Vote to leave EU would 'condemn Britain to irrelevance', say historians
0 Replies
 
saab
 
  1  
Wed 25 May, 2016 02:11 am
A few EU countries are much richer than the majority. These countries pay in more than they get back from EU. That is ok as long as I personally has a good income and can see it is ok. When I have to live on a very small income it seems damn unfair that other countries do get part of my money.

It seems ok to complain about taxes and how they are used in ones own country. As soon as a person start complaining about the costs of EU which is an anynomous giant they get told off by pro EU people.

United Kingdom belongs to EU and will do EU good, but it would also do good if France and Germany stopped some of their snubbing UK and looking down at it.
It would do EU good if we got rid of Junker who seems like a person I would not buy a used car from. Just take a look at Luxembourg and his tax ideas.

Merkel gives the impression she is running the whole circus. That certainly sends out the wrong signals. This of course does not give anybody the right to compare her to Nazi Germany as the Greeks did.
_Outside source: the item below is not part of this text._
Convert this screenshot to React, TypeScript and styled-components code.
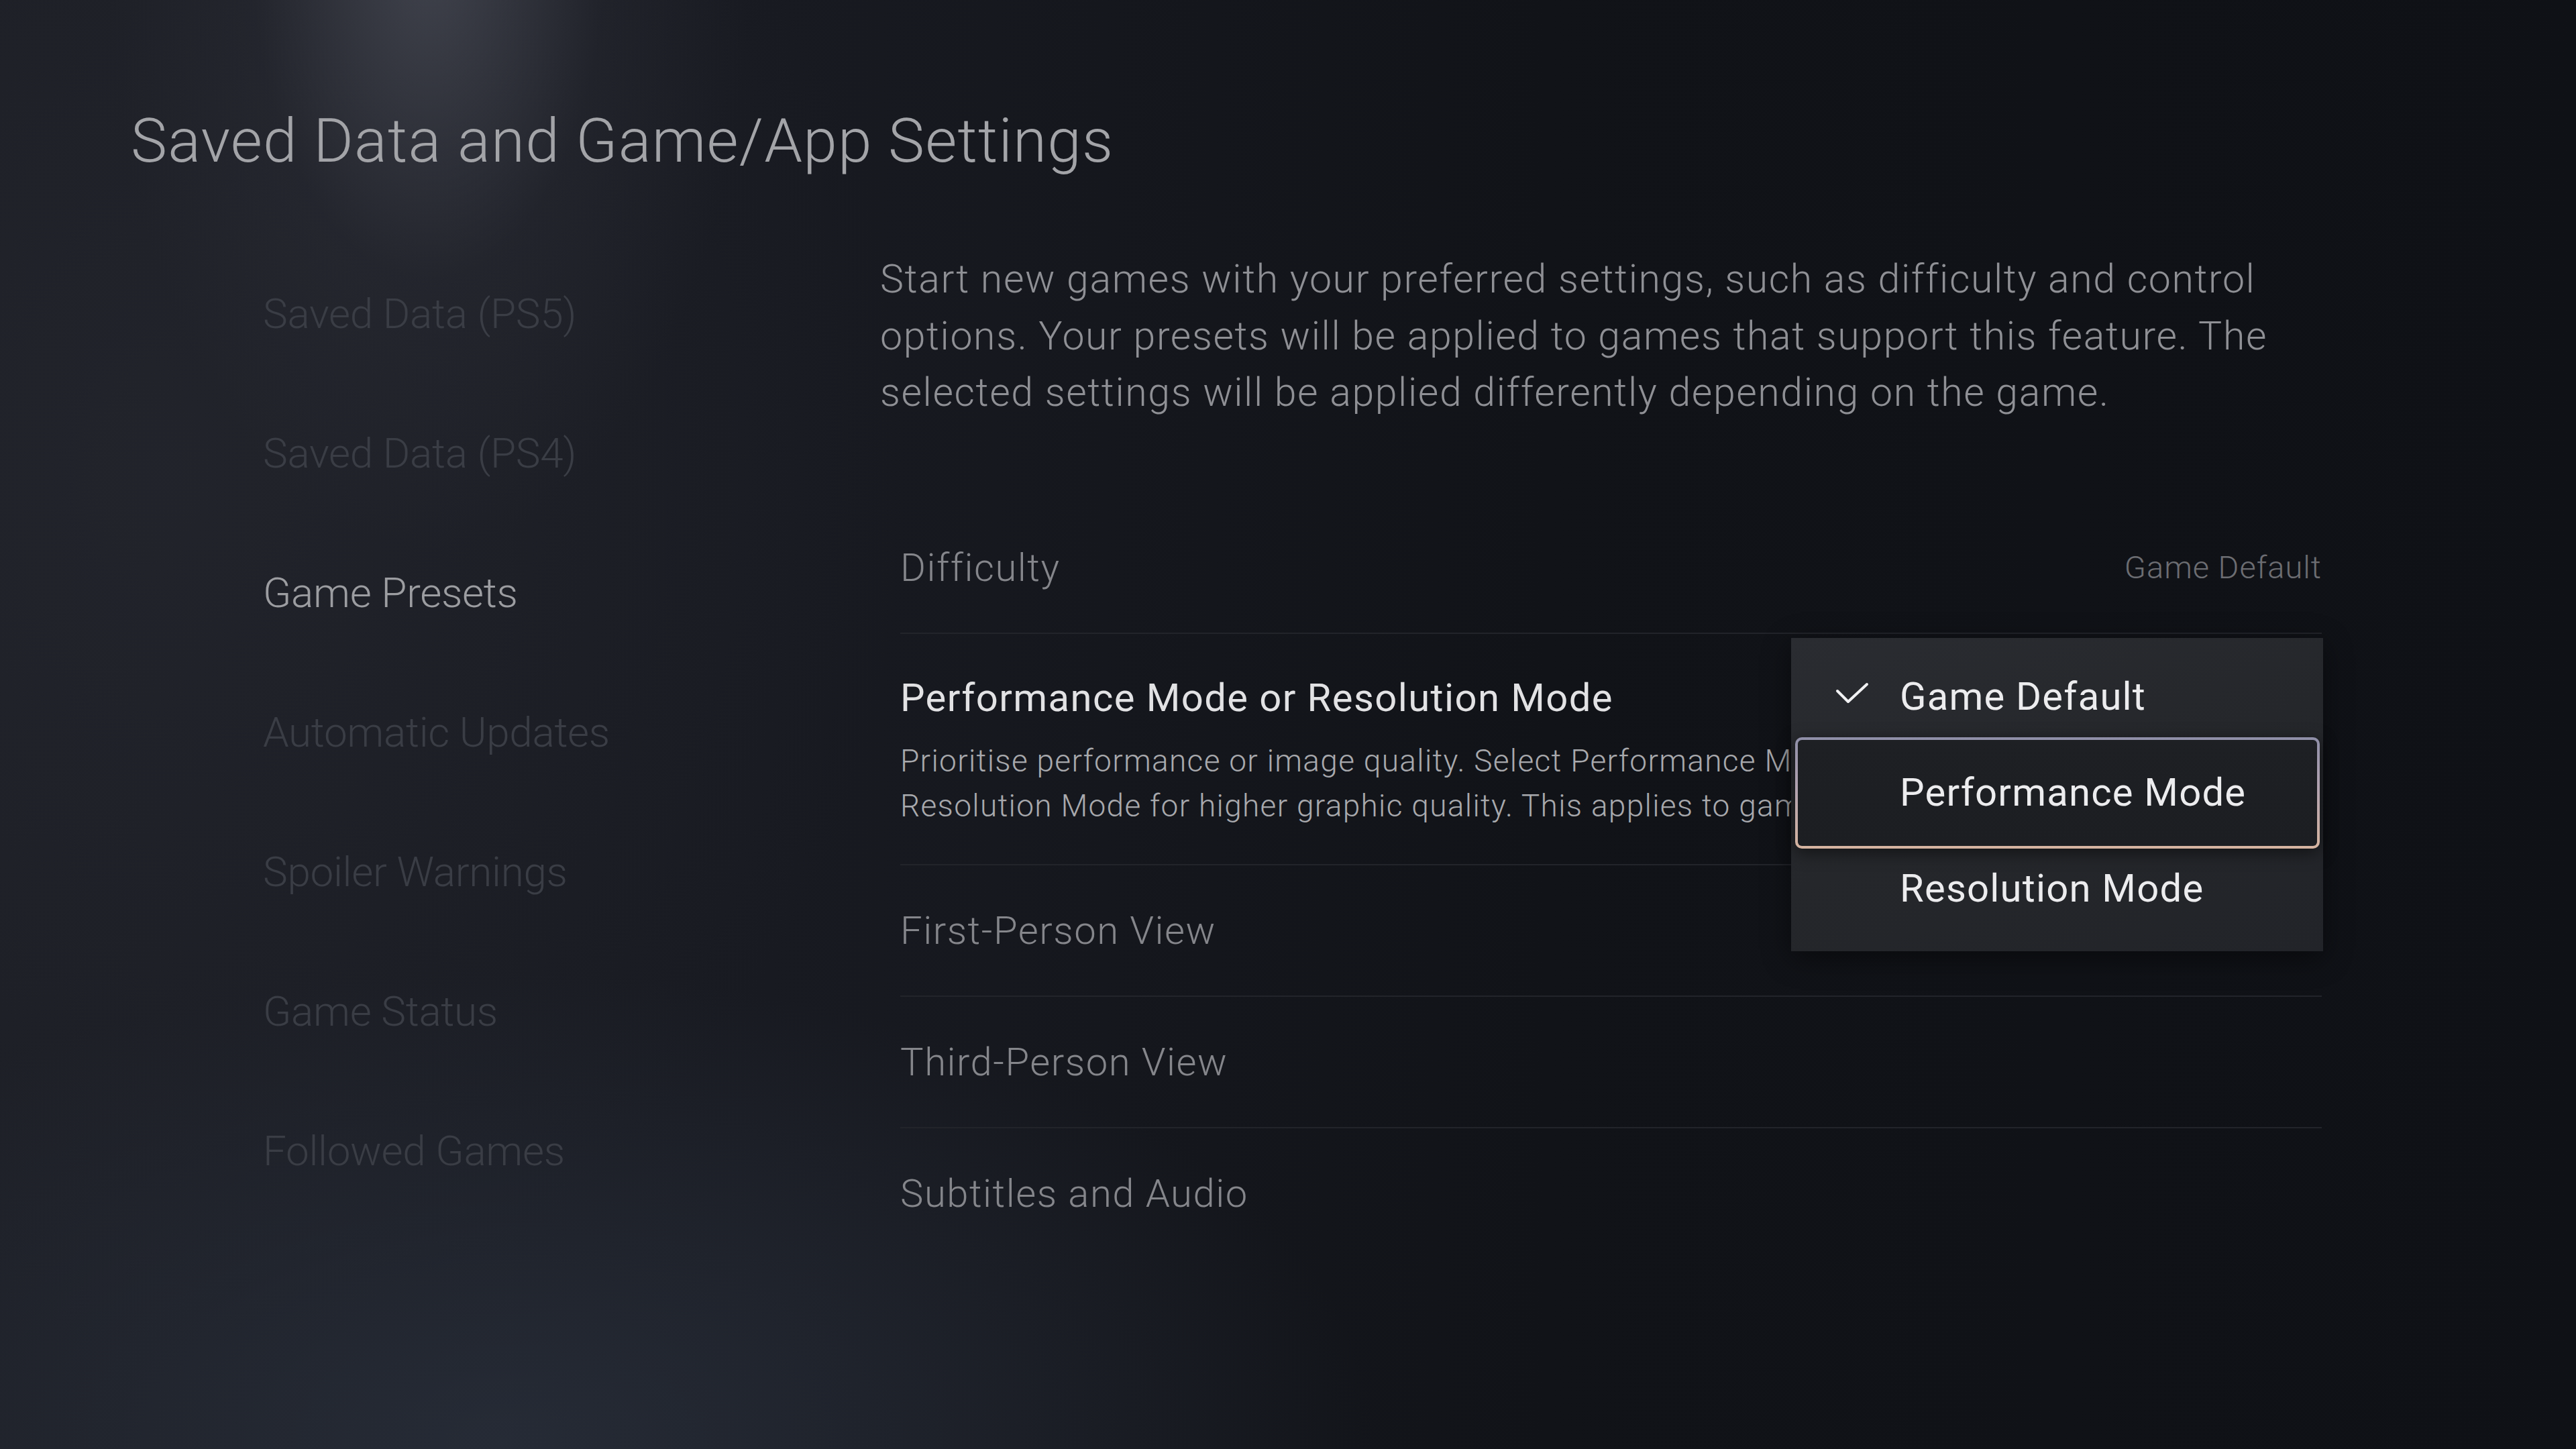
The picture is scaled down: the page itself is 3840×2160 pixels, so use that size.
import React from "react";
import styled, { createGlobalStyle } from "styled-components";

const GlobalStyle = createGlobalStyle`
  html, body {
    margin: 0;
    padding: 0;
    background: #13151b;
  }
  body {
    font-family: Roboto, "Open Sans", "Liberation Sans", sans-serif;
    -webkit-font-smoothing: antialiased;
  }
`;

const Screen = styled.div`
  position: relative;
  width: 3840px;
  height: 2160px;
  overflow: hidden;
  box-sizing: border-box;
  padding: 155px 0 0 195px;
  background:
    radial-gradient(ellipse 480px 900px at 640px -80px, rgba(95, 98, 110, 0.55), rgba(60, 62, 72, 0.18) 55%, rgba(0, 0, 0, 0) 100%),
    radial-gradient(ellipse 1300px 700px at 750px 2150px, rgba(48, 56, 70, 0.55), rgba(0, 0, 0, 0) 100%),
    radial-gradient(ellipse 1100px 1300px at 250px 700px, rgba(40, 42, 50, 0.5), rgba(0, 0, 0, 0) 100%),
    linear-gradient(90deg, #1c1e25 0%, #181a21 30%, #111318 60%, #0f1116 100%);
  font-family: Roboto, "Open Sans", "Liberation Sans", sans-serif;
  font-weight: 300;
`;

const PageTitle = styled.h1`
  margin: 0;
  font-size: 91px;
  line-height: 110px;
  font-weight: 300;
  color: #a3a4a8;
  letter-spacing: 1.2px;
  white-space: nowrap;
`;

const Body = styled.div`
  display: grid;
  grid-template-columns: 920px 2150px;
  margin-top: 99px;
  margin-left: 197px;
`;

const Sidebar = styled.nav`
  display: flex;
  flex-direction: column;
`;

const NavItem = styled.div<{ $active?: boolean }>`
  height: 208px;
  line-height: 208px;
  font-size: 62px;
  font-weight: 300;
  letter-spacing: -0.3px;
  white-space: nowrap;
  color: ${(p) => (p.$active ? "#9c9da1" : "#3a3d45")};
`;

const Content = styled.section`
  display: flex;
  flex-direction: column;
  padding-top: 10px;
`;

const Intro = styled.p`
  margin: 0;
  font-size: 59px;
  line-height: 84.5px;
  font-weight: 300;
  letter-spacing: 1.6px;
  color: #8f9095;
  width: 2110px;
`;

const SettingsList = styled.div`
  display: flex;
  flex-direction: column;
  margin-top: 121px;
  margin-left: 30px;
  width: 2119px;
`;

const Row = styled.div<{ $divider?: boolean }>`
  position: relative;
  display: flex;
  align-items: center;
  justify-content: space-between;
  height: 196px;
  box-sizing: border-box;
  border-bottom: 2px solid ${(p) => (p.$divider ? "#22242a" : "transparent")};
`;

const TallRow = styled.div`
  position: relative;
  display: flex;
  flex-direction: column;
  height: 345px;
  box-sizing: border-box;
  padding-top: 60px;
  border-bottom: 2px solid #22242a;
`;

const RowLabel = styled.div<{ $bright?: boolean }>`
  font-size: 58px;
  line-height: 70px;
  font-weight: ${(p) => (p.$bright ? 400 : 300)};
  letter-spacing: ${(p) => (p.$bright ? "1.4px" : "1.5px")};
  color: ${(p) => (p.$bright ? "#e2e2e4" : "#85868b")};
  white-space: nowrap;
`;

const RowValue = styled.div`
  font-size: 47px;
  font-weight: 300;
  letter-spacing: 1px;
  color: #6c6d72;
  white-space: nowrap;
`;

const RowDesc = styled.div`
  margin-top: 26px;
  width: 1328px;
  font-size: 46px;
  line-height: 67px;
  font-weight: 300;
  letter-spacing: 1.3px;
  color: #a8a9ad;
  white-space: nowrap;
  overflow: hidden;
`;

const DescLine = styled.span`
  display: block;
`;

const Dropdown = styled.div`
  position: absolute;
  top: 6px;
  right: -2px;
  width: 793px;
  box-sizing: border-box;
  padding: 16px 0 22px;
  background: linear-gradient(160deg, #2a2c31 0%, #25272b 50%, #222429 100%);
  box-shadow: 0 10px 40px rgba(0, 0, 0, 0.45);
  z-index: 2;
  display: flex;
  flex-direction: column;
`;

const Option = styled.div<{ $focused?: boolean }>`
  position: relative;
  height: 143px;
  display: flex;
  align-items: center;
  padding-left: 162px;
  font-size: 58px;
  font-weight: 400;
  letter-spacing: 1.2px;
  color: #ececee;
  white-space: nowrap;

  ${(p) =>
    p.$focused &&
    `
    &::before {
      content: "";
      position: absolute;
      left: 6px;
      right: 5px;
      top: -11px;
      bottom: -12px;
      border: 4px solid transparent;
      border-radius: 10px;
      background:
        linear-gradient(#1e2024, #1c1e22) padding-box,
        linear-gradient(180deg, #8f8fa8 0%, #b1a2b0 45%, #d6b4a0 100%) border-box;
      box-shadow: 0 6px 24px rgba(0, 0, 0, 0.5);
    }
  `}
`;

const OptionText = styled.span`
  position: relative;
`;

const CheckIcon = styled.svg`
  position: absolute;
  left: 64px;
  top: 50%;
  margin-top: -21px;
  width: 56px;
  height: 42px;
`;

const Check = () => (
  <CheckIcon viewBox="0 0 56 42" fill="none">
    <path d="M5 13 L21 29 L49 3" stroke="#f2f2f4" strokeWidth="4" strokeLinecap="round" strokeLinejoin="round" />
  </CheckIcon>
);

const navItems = [
  "Saved Data (PS5)",
  "Saved Data (PS4)",
  "Game Presets",
  "Automatic Updates",
  "Spoiler Warnings",
  "Game Status",
  "Followed Games",
];

export default function App() {
  return (
    <>
      <GlobalStyle />
      <Screen>
        <PageTitle>Saved Data and Game/App Settings</PageTitle>
        <Body>
          <Sidebar>
            {navItems.map((n) => (
              <NavItem key={n} $active={n === "Game Presets"}>
                {n}
              </NavItem>
            ))}
          </Sidebar>
          <Content>
            <Intro>
              Start new games with your preferred settings, such as difficulty and control
              options. Your presets will be applied to games that support this feature. The
              selected settings will be applied differently depending on the game.
            </Intro>
            <SettingsList>
              <Row $divider>
                <RowLabel>Difficulty</RowLabel>
                <RowValue>Game Default</RowValue>
              </Row>
              <TallRow>
                <RowLabel $bright>Performance Mode or Resolution Mode</RowLabel>
                <RowDesc>
                  <DescLine>
                    Prioritise performance or image quality. Select Performance Mode for higher frame rates or
                  </DescLine>
                  <DescLine>
                    Resolution Mode for higher graphic quality. This applies to games that support this feature.
                  </DescLine>
                </RowDesc>
                <Dropdown>
                  <Option>
                    <Check />
                    <OptionText>Game Default</OptionText>
                  </Option>
                  <Option $focused>
                    <OptionText>Performance Mode</OptionText>
                  </Option>
                  <Option>
                    <OptionText>Resolution Mode</OptionText>
                  </Option>
                </Dropdown>
              </TallRow>
              <Row $divider>
                <RowLabel>First-Person View</RowLabel>
              </Row>
              <Row $divider>
                <RowLabel>Third-Person View</RowLabel>
              </Row>
              <Row>
                <RowLabel>Subtitles and Audio</RowLabel>
              </Row>
            </SettingsList>
          </Content>
        </Body>
      </Screen>
    </>
  );
}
She is an absolutely correct person a good politician - but sometimes too good for her own best.
saab
 
  3  
Wed 25 May, 2016 03:16 am
@saab,
Was just reading a blog in Jylland Posten and 43 letters to the editor.
Some of these letters were from the same person as they can answer one another.
Of these 43 letter not one single one had something nice to say about EU.
This does not mean it has to do with the Danes in general, but has to do with Danes.
Just a few things:
EU is marching to its end...
EU is killing itself - and knowsabout it and even want it
EU does not care about history, culture and understanding for others
EU - this mentioned by several - is the world´s largest criminal syndicat, gangsters, Italy´s gangsters could learn from them
EU wants refugees and war so they can sell weapons to the fighting countries.
EU wants refugees so they can make money on what they need - like housing clothing etc.
EU malipunated the election in Austria.